# Stated problem
From the records below, transcribe only the lines running from the one with "Emit a component" through the one with "import React from 'react';". Keep both of those end lines.

** START **

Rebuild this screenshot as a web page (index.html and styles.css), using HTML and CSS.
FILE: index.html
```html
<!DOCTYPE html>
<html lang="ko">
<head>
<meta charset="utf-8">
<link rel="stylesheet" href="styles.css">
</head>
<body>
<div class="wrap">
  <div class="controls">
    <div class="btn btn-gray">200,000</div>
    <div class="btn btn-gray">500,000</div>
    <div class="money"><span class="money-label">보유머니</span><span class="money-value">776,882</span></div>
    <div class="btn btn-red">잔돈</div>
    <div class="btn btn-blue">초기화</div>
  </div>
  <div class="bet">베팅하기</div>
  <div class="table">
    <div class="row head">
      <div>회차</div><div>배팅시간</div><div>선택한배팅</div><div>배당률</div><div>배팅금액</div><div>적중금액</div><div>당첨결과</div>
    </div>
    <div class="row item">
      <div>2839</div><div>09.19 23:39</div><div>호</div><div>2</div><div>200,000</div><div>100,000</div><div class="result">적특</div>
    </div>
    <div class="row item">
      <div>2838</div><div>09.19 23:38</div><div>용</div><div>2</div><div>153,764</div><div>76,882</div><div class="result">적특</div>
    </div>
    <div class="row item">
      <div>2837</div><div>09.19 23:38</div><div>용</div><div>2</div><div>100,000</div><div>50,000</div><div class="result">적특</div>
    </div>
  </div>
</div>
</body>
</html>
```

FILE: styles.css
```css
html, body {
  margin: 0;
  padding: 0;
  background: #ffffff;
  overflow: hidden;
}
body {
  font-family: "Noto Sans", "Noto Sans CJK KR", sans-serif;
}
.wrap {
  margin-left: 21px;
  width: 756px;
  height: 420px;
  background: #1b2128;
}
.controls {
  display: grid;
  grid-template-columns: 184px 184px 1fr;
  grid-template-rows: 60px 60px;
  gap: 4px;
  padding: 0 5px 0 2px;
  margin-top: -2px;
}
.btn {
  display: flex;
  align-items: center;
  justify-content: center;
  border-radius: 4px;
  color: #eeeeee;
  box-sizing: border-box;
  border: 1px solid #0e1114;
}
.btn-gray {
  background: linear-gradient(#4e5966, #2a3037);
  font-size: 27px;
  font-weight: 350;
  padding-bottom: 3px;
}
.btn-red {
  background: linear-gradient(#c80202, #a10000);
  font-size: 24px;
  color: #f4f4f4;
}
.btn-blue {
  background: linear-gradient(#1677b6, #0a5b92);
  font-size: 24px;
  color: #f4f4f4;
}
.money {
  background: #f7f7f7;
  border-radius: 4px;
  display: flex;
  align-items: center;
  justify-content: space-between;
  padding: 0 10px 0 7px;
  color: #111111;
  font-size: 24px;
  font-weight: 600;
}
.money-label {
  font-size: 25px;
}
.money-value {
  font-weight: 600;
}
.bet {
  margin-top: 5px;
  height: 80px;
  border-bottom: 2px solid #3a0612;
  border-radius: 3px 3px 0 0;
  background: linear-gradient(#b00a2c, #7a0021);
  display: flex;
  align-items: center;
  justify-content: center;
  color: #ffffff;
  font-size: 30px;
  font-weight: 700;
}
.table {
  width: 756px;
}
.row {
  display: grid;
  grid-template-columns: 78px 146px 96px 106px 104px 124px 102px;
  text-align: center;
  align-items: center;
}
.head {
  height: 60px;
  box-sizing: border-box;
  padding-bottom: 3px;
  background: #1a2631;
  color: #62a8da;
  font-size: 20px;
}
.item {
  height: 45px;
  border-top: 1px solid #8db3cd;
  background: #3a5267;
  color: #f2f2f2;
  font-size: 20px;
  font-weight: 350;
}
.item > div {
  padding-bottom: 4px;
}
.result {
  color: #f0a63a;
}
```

** END **
** START **

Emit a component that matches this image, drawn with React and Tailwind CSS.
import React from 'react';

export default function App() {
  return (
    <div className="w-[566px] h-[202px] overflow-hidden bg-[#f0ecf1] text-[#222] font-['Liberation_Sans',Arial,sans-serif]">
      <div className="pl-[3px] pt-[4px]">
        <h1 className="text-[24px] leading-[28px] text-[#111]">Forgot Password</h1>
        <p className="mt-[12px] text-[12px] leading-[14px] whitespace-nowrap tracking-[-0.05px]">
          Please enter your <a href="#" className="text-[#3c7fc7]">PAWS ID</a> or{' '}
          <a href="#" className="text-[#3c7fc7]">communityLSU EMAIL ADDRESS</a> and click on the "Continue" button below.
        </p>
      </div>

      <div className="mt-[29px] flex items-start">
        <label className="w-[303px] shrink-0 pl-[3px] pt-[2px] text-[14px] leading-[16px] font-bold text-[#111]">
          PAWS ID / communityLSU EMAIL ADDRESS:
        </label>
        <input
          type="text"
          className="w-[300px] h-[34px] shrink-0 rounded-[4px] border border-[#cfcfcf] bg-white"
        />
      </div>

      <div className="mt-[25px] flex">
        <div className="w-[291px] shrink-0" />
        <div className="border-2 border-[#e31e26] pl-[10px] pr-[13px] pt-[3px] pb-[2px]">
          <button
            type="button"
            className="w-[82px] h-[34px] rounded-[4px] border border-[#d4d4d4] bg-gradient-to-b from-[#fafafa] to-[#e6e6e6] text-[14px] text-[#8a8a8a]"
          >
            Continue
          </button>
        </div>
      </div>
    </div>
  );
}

** END **

# Result of the task
Emit a component that matches this image, drawn with React and Tailwind CSS.
import React from 'react';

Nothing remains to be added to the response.